Currently, Reference Signal-Signal to Noise and Interference Ratio (RS-SINR) is a User Equipment (UE) radio measurement agreed in 3rd Generation Partnership Project (3GPP) for multi-carrier load distribution. The measurement period for RS-SINR is the same as the measurement period for the legacy Reference Signal Received Power (RSRP) and Reference Signal Received Quality (RSRQ), i.e., 200 ms. The RS-SINR measurement definition from 3GPP TS 36.214 v.13.1.0 is as the linear average over the power contribution (in Watts) of the resource elements carrying cell-specific reference signals divided by the linear average of the noise and interference power contribution (in Watts) over the resource elements carrying cell-specific reference signals within the considered measurement frequency bandwidth.
Typically, measurement accuracy increases in better interference conditions, e.g. improving signal the ratio of received energy to total interference (Es/Iot) is generally expected to improve measurement accuracy. However, the opposite has been observed analytically and based on simulations. In particular, at a high Es/Iot, the RS-SINR measurement accuracy may degrade (e.g., by 1 dB at Es/Iot=16 dB) and one of the reasons is a static error due to a frequency shift, also referred to herein as frequency error, seen at the receiver.
The frequency error is the difference between the UE carrier frequency (F1) on which the UE receives a signal from a network node or another UE and the carrier frequency (F1′) on which the network node or another UE transmits the signal. The frequency error may be determined between the center frequencies, F1 and F1′. Ideally frequency error between F1 and F1′ should be zero or negligible. But due to UE impairments the frequency error is non-negligible.
The frequency error may be different on an uplink (UL) frequency and a downlink (DL) frequency, e.g. in FDD, HD-FDD schemes, among others. For example, in UL the frequency error is the difference between the UE carrier frequency (F2) on which the UE transmits a signal to a network node or another UE and the carrier frequency (F2′) on which the network node or the another UE receives the signal.
Frequency error is also referred to as frequency offset, frequency deviation etc. It can be expressed in parts-per-million (PPM), parts-per-billion (PPB), Hz, KHz etc. The frequency error also depends on one or more of: UE speed and the value of the frequency. Typically frequency error increases with an increase in frequency, e.g. ±50 Hz error at 1 GHz and ±100 Hz error at 2 GHz).

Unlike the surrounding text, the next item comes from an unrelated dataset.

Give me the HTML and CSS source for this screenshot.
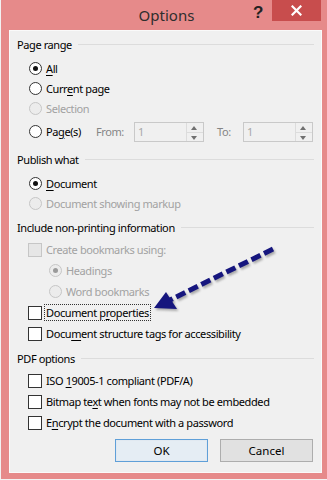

As an example the UE modulated carrier frequency is accurate to within ±0.1 PPM observed over a period of one time slot (0.5 ms) compared to the carrier frequency received from the network node e.g. E-UTRA Node B.
FIGS. 1 and 2 illustrate degradation of RS-SINR measurement accuracy with increasing Signal to Noise Ratio (SNR) for different levels of frequency error or shift. FIG. 1 illustrates a graph of a simulated measurement of RS-SINR on the y axis versus an actual SNR of the reference signal on the x axis when a frequency error is 20 Hz. FIG. 2 illustrates a graph of a simulated measurement of RS-SINR on the y axis versus an actual SNR of the reference signal on the x axis when a frequency error is 50 Hz. As illustrated by these graphs, an increase in frequency error exacerbates the RS-SINR measurement inaccuracy. The frequency error may be caused by different reasons or conditions, e.g., transmitter imperfections, receiver imperfections, UE clock inaccuracy, high carrier frequency (e.g., above a threshold), etc.
Time offset error is the difference between the time instance the UE receives a signal from a network node or another UE and the time instance the network node or the other UE transmits the signal. This includes timing error due to UE impairments, propagation delay between the UE and the network node or the other UE, and also multipath propagation delay. The time offset is also referred to as timing error etc. It is typically expressed in microseconds or, alternatively, in basic time units of Ts seconds, where Ts is specified in the relevant 3GPP standard specifications to be 32.55 ns.